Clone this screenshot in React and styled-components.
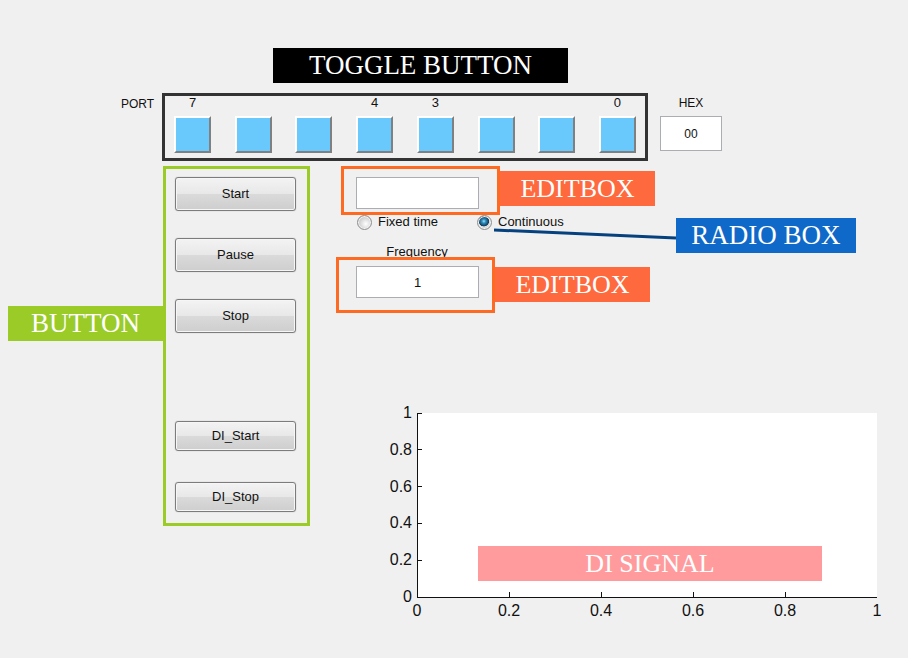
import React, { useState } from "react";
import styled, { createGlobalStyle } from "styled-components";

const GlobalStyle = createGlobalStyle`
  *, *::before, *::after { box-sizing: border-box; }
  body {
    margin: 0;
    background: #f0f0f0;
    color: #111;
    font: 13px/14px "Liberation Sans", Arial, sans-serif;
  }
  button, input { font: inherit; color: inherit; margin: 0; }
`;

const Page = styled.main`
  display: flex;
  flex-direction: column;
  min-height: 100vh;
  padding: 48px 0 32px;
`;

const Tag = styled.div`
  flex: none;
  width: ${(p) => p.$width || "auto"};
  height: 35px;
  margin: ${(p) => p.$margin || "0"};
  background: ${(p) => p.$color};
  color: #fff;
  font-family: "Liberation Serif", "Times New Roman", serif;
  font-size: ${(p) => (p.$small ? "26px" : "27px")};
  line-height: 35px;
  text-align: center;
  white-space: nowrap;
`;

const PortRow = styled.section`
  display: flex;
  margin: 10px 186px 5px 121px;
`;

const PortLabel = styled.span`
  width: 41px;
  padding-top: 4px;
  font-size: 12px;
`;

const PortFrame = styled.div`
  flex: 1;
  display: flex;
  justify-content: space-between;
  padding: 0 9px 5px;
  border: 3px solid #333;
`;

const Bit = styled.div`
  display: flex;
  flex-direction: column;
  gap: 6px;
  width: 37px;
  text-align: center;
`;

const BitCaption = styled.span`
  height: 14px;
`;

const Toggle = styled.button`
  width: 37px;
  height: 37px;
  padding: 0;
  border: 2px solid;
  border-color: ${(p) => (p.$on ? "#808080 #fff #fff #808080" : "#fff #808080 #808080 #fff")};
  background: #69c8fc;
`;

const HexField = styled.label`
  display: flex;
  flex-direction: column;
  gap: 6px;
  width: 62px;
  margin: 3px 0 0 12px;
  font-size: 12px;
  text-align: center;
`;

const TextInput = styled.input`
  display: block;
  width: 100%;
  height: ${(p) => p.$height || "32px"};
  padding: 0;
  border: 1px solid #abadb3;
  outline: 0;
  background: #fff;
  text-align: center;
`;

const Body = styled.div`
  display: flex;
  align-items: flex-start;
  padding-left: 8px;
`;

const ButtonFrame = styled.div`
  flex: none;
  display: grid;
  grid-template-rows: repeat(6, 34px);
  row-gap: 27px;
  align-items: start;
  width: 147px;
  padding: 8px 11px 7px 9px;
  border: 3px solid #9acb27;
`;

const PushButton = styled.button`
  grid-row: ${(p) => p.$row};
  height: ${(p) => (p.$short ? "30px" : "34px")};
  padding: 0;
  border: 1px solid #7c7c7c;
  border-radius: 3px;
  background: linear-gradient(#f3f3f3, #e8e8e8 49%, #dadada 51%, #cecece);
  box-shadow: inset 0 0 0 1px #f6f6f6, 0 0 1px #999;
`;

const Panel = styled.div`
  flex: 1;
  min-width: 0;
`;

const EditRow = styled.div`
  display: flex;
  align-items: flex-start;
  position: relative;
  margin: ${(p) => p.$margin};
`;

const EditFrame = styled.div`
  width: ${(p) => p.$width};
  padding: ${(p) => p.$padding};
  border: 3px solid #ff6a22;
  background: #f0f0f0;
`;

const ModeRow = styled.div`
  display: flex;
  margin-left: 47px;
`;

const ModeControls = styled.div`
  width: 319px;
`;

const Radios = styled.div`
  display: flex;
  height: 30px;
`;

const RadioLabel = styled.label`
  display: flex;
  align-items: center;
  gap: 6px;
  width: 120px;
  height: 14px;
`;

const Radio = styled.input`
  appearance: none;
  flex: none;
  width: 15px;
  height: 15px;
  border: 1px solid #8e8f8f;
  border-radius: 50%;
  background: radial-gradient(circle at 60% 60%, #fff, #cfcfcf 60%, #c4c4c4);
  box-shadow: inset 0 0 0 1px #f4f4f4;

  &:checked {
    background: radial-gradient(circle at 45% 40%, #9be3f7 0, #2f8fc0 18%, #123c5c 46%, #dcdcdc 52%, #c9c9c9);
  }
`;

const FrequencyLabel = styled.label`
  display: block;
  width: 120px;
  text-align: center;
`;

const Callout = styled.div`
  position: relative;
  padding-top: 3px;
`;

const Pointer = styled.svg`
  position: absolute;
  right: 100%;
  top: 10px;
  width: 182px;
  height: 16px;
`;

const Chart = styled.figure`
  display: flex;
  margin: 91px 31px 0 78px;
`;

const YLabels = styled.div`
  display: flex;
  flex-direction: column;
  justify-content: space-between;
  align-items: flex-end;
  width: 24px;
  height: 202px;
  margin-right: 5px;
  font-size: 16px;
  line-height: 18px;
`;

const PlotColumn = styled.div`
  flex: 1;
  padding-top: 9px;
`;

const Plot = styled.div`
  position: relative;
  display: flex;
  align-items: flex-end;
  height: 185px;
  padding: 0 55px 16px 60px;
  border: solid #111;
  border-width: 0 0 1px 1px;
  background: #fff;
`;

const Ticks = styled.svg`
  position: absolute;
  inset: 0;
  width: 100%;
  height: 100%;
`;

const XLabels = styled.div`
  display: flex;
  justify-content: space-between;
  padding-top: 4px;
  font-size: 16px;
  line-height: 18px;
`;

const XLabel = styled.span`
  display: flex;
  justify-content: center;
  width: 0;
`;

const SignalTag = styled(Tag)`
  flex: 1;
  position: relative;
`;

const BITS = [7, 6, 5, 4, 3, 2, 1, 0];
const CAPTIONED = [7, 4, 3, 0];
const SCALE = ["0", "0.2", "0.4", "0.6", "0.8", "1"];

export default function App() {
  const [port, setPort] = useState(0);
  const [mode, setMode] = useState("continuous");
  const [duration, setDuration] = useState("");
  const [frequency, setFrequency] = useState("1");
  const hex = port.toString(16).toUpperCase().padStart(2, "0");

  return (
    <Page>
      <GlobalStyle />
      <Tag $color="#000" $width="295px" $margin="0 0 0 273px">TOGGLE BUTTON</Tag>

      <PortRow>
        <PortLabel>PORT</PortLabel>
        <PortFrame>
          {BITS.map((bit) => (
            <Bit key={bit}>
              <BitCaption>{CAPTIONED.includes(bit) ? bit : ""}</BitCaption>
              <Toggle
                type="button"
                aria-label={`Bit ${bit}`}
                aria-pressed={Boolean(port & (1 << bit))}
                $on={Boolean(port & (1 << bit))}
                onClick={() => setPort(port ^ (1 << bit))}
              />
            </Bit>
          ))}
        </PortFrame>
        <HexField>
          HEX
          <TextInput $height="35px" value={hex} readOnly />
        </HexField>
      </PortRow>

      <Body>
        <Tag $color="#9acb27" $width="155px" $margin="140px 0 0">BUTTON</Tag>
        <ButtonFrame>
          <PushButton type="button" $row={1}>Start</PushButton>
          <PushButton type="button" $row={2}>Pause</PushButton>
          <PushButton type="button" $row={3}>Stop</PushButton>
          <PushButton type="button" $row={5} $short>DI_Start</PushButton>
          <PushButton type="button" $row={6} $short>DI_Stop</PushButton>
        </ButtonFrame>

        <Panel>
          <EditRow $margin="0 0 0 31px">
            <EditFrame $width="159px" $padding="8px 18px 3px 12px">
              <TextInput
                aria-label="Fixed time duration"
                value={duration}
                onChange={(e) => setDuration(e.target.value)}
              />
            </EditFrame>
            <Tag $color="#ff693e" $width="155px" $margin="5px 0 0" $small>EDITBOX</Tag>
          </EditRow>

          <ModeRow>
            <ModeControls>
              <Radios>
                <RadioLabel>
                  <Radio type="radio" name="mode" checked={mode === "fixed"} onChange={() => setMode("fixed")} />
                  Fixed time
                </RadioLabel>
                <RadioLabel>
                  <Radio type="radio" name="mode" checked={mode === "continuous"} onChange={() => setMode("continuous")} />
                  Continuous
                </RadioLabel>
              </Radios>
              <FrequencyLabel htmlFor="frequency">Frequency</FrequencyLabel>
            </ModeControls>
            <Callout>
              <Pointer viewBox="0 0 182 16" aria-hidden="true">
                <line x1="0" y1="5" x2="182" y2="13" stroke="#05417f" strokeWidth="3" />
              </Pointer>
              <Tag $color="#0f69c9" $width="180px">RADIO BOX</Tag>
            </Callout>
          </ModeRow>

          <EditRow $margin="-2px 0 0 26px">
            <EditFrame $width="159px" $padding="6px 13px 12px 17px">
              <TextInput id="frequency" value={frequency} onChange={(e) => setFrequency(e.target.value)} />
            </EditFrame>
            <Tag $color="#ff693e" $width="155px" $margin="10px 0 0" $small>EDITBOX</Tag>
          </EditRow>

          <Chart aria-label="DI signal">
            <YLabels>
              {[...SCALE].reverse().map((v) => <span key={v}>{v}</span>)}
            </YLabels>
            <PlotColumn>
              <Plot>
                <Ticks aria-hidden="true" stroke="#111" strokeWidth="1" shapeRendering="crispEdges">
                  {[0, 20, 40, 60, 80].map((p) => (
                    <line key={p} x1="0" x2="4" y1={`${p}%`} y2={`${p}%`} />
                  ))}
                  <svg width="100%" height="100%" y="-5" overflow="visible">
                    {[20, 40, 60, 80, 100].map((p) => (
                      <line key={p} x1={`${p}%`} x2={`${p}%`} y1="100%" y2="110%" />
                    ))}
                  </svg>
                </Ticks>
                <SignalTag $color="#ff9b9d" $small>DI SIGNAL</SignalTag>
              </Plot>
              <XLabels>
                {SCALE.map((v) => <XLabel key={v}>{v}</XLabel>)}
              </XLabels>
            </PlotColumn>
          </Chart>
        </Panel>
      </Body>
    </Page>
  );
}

* Task directions *
Look through the material above and pick out each line holding the word "components".

* Finished task *
Clone this screenshot in React and styled-components.
import styled, { createGlobalStyle } from "styled-components";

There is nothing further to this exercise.